[Part of a data file]
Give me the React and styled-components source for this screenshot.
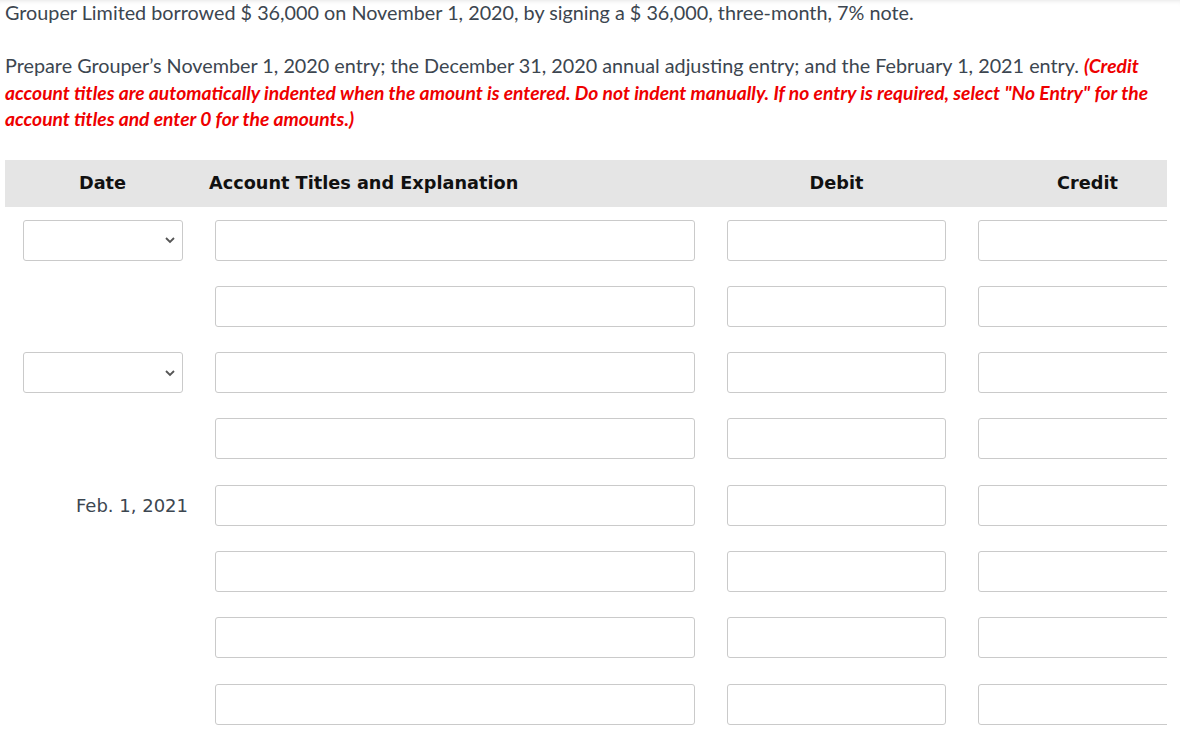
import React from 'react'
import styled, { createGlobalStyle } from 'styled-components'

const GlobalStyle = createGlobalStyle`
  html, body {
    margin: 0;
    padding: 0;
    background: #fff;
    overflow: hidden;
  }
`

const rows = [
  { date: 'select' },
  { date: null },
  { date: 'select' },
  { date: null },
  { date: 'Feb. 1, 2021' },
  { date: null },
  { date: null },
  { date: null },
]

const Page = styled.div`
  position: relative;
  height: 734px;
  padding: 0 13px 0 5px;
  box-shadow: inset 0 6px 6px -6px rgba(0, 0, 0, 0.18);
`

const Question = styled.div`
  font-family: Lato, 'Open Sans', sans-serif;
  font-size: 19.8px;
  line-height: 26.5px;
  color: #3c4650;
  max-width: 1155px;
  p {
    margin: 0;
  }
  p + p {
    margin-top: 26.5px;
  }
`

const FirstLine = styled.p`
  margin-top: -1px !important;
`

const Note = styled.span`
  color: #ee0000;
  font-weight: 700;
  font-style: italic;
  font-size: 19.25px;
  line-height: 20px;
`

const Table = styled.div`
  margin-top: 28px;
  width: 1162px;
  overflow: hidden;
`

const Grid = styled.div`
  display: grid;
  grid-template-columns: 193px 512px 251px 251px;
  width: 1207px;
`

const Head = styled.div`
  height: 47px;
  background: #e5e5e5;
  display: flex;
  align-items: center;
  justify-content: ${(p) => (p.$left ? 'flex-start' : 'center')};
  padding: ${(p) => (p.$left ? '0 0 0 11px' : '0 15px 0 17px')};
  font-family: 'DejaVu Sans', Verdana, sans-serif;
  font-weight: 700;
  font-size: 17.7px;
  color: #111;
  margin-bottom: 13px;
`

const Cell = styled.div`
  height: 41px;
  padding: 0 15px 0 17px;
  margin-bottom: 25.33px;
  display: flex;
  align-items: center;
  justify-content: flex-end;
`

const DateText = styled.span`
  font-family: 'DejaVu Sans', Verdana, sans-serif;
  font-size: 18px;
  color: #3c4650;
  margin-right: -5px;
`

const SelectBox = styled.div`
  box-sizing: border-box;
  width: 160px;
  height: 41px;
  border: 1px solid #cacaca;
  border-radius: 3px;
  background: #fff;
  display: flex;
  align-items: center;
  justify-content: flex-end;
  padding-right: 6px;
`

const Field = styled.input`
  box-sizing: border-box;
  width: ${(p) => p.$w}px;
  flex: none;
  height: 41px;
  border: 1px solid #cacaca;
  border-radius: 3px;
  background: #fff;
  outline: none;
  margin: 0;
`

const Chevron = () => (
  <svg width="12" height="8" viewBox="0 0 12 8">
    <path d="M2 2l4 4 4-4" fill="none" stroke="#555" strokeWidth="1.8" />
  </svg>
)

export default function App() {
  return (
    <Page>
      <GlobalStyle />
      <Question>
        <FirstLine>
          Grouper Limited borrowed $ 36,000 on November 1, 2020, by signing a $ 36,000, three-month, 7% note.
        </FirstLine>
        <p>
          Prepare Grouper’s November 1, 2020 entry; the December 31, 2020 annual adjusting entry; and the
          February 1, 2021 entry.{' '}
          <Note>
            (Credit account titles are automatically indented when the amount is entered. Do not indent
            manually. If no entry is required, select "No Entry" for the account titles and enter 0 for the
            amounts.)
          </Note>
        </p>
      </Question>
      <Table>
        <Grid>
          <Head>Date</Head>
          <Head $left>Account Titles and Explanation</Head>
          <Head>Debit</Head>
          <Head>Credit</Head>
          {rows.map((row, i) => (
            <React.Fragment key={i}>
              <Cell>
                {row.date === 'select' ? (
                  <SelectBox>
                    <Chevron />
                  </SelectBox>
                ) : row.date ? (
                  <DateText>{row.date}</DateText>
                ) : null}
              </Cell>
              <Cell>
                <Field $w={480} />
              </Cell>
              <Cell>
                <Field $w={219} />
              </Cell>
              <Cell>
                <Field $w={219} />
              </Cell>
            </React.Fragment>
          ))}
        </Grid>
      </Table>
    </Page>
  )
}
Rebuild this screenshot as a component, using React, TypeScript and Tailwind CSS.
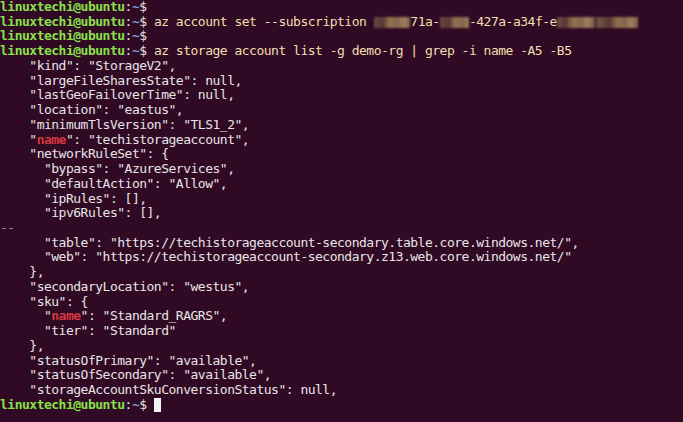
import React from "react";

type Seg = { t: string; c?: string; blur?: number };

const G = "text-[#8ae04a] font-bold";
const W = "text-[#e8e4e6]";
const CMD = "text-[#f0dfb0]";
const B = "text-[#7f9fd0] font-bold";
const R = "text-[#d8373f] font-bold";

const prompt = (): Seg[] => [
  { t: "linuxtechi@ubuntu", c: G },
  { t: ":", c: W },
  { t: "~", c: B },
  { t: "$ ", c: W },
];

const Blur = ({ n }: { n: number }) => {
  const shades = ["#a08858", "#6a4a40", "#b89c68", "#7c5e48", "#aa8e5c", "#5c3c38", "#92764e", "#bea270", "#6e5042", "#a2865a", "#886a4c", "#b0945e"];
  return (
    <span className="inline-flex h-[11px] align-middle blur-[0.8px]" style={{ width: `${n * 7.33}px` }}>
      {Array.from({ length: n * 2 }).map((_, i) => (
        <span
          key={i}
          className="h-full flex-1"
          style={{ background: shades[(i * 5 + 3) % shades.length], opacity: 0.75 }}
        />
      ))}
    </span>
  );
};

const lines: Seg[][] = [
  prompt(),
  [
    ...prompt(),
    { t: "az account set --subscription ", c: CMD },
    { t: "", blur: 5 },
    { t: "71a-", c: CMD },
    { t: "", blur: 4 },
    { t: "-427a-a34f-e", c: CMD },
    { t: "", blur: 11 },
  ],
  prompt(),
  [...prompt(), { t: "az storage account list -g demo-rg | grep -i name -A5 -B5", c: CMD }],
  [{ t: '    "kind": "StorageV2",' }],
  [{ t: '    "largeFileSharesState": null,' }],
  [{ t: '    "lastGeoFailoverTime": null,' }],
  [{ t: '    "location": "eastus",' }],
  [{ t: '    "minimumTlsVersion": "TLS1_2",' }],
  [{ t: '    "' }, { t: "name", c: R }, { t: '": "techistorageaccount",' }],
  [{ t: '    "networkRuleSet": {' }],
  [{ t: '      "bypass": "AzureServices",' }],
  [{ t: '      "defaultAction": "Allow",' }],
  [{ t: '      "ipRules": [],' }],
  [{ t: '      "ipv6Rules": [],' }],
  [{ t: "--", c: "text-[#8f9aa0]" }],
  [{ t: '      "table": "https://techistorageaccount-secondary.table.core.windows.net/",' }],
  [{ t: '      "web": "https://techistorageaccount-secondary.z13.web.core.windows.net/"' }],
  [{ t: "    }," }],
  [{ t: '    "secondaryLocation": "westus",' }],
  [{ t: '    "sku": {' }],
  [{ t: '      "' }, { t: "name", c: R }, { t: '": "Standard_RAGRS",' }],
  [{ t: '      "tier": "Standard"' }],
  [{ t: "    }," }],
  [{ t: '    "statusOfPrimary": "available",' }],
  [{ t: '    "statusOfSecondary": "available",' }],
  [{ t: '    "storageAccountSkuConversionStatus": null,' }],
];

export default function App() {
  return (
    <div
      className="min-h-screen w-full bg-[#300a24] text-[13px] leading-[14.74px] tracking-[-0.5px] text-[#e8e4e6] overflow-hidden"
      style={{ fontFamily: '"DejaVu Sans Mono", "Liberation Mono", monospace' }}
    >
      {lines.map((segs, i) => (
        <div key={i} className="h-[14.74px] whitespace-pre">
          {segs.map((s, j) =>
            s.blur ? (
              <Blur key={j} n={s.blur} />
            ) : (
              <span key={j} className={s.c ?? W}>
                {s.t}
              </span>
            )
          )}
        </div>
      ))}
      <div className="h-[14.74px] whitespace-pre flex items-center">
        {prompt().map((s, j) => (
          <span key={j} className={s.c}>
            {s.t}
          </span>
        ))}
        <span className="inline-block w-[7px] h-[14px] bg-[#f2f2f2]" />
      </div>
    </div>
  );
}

(TASK INSTRUCTIONS)
Return exactly the lines from the one with "Rebuild this screenshot" to the one with "string; c?: string;", inclusive, and nothing else; skip the pictures.

(WRITTEN RESPONSE)
Rebuild this screenshot as a component, using React, TypeScript and Tailwind CSS.
import React from "react";

type Seg = { t: string; c?: string; blur?: number };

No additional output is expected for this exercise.